3. The Term-by-Term approach (by me)

This approach was recommended to me by a headteacher who was part of the first peer review we had after our not-brilliant Ofsted. She said that I should base my plans on the 1999 schemes of work. So I went back to them and found them still hosted on a website in Dudley. Then I used a document that I only have a paper copy of called the ‘Steps Up’. I believe this was created by a group of Birmingham mathematics SLEs and provides some useful guidance as to what are the steps up to achieving the age-related expectations in each year group.

The model I went for was for the teachers to visit each domain during a term. They would cover all the content by the end of the Spring term (half in the Autumn term, the other half in the Spring term) and then use the Summer term to consolidate the age-related expectations.

My medium term plans are here:

Medium Term Plans

You’ll see that they are not quite finished yet. I haven’t written the Summer Term, nor have I completed the mental maths part of the plans – what you see in the mental maths part are still the old expectations from 1999.

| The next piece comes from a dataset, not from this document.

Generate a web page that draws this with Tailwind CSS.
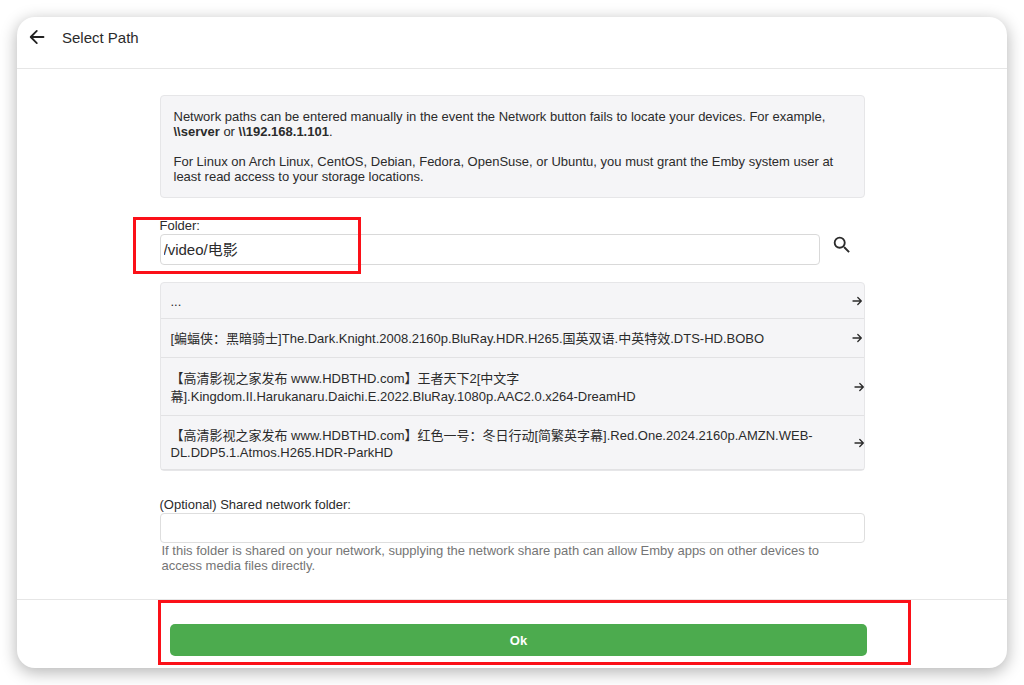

Finally, I made some tests for the plans. These tests are half termly and I used Testbase to make them – a paid for service that hosts all the test questions asked of children in the England’s testing system for the past 20 years. You can find the tests here in their own folder.

You may consider it quite an effort to write a whole load of medium term plans. But it’s given me a much better insight into the new curriculum and a much greater sense of ownership over what we are teaching at my school. The problem with using other people’s plans, is that you end up believing the lie that you shouldn’t have to reinvent the wheel, when actually the process of reinvention is healthy all by itself.